6. Monitor Crawl Budget Efficiency

Especially important for large websites with 100k+ URLs, crawl budget optimization involves ensuring that Google is spending its crawling resources wisely. Look out for:

High % of crawl on non-indexable URLs
High frequency on low-value pages
Calendar/date pages being repeatedly crawled

7. Build a Reporting Dashboard

Using tools like Google Data Studio, Tableau, or Kibana, you can create ongoing dashboards to visually track crawl errors, top crawled URLs, non-HTML requests, and trends over time. Automating this will make routine audits faster and more scalable.

Advanced Tips for 2025

Integrate server log data with JavaScript rendering logs using tools like Puppeteer or headless Chrome to see what content is rendered vs. crawled.
Use AI-powered log analyzers that incorporate machine learning to detect crawl anomalies and predict future crawl issues based on historical patterns.
Segment by device and crawler type — analyze mobile bot activity separately to ensure your mobile site is getting adequate crawl attention.

Common Mistakes to Avoid

Ignoring non-HTML assets that eat up crawl budget
Failing to timestamp logs properly, leading to inaccurate historical analysis
Overlooking redirect chains that contribute to crawl inefficiency
Storing logs for too short a period — aim for 90 days of logs for deep analysis

Conclusion

SEO log file analysis is one of the most powerful techniques in a technical SEO strategy.
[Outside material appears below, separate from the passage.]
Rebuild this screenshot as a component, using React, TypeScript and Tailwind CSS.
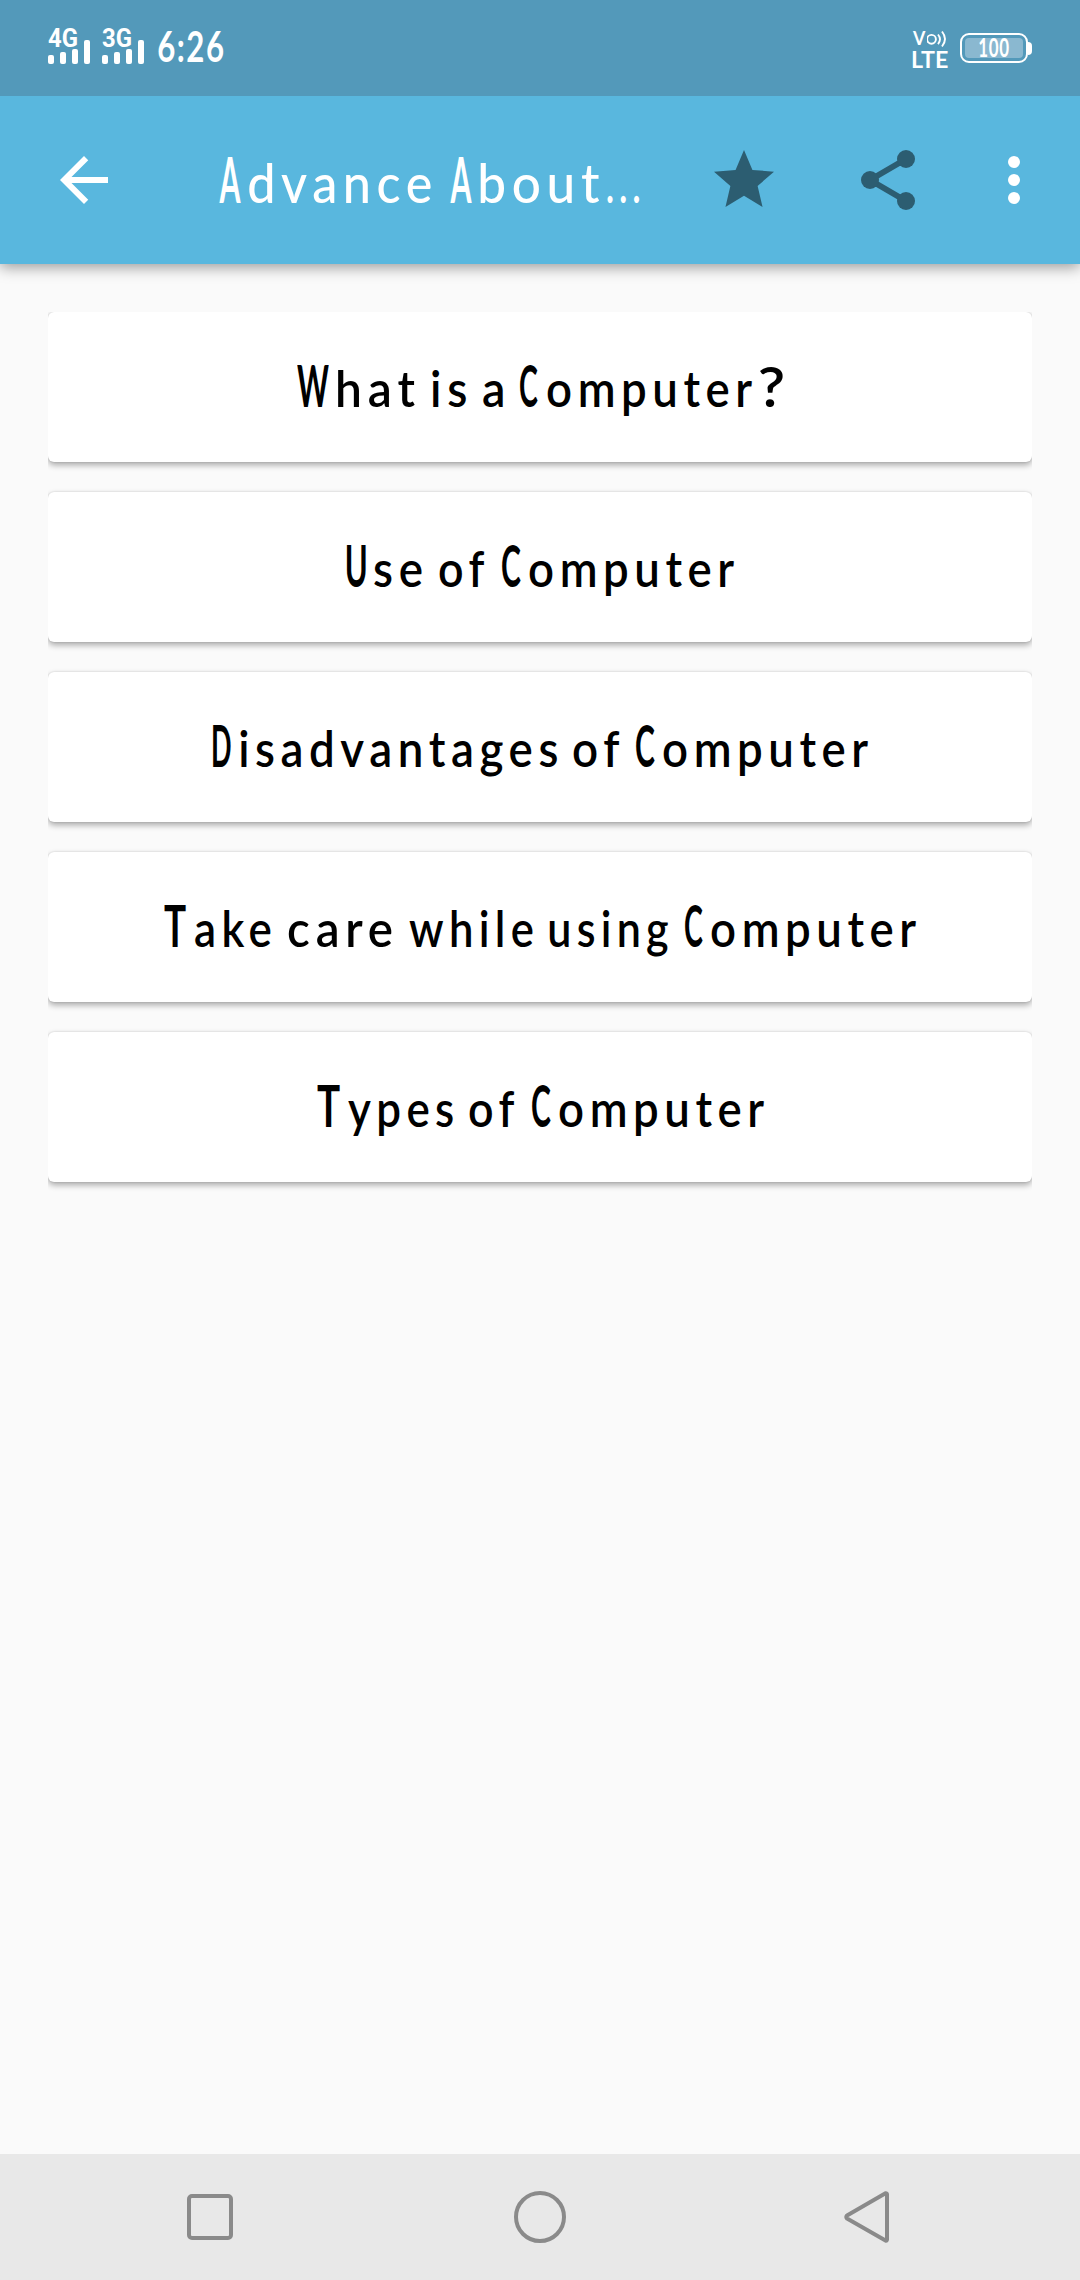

It allows you to work with objective, real-world data from your server to develop insights unavailable from any other tool. As SEO continues to evolve in 2025 with shifting algorithms and ever-growing competition, mastering log data can give your site the edge it needs to stay ahead.

Make log file reviews a regular part of your SEO audits, especially after large site migrations, indexing drops, or changes in crawl behavior. With practice and the right tooling, what seems like a difficult discipline becomes an indispensable skillset for any serious SEO professional.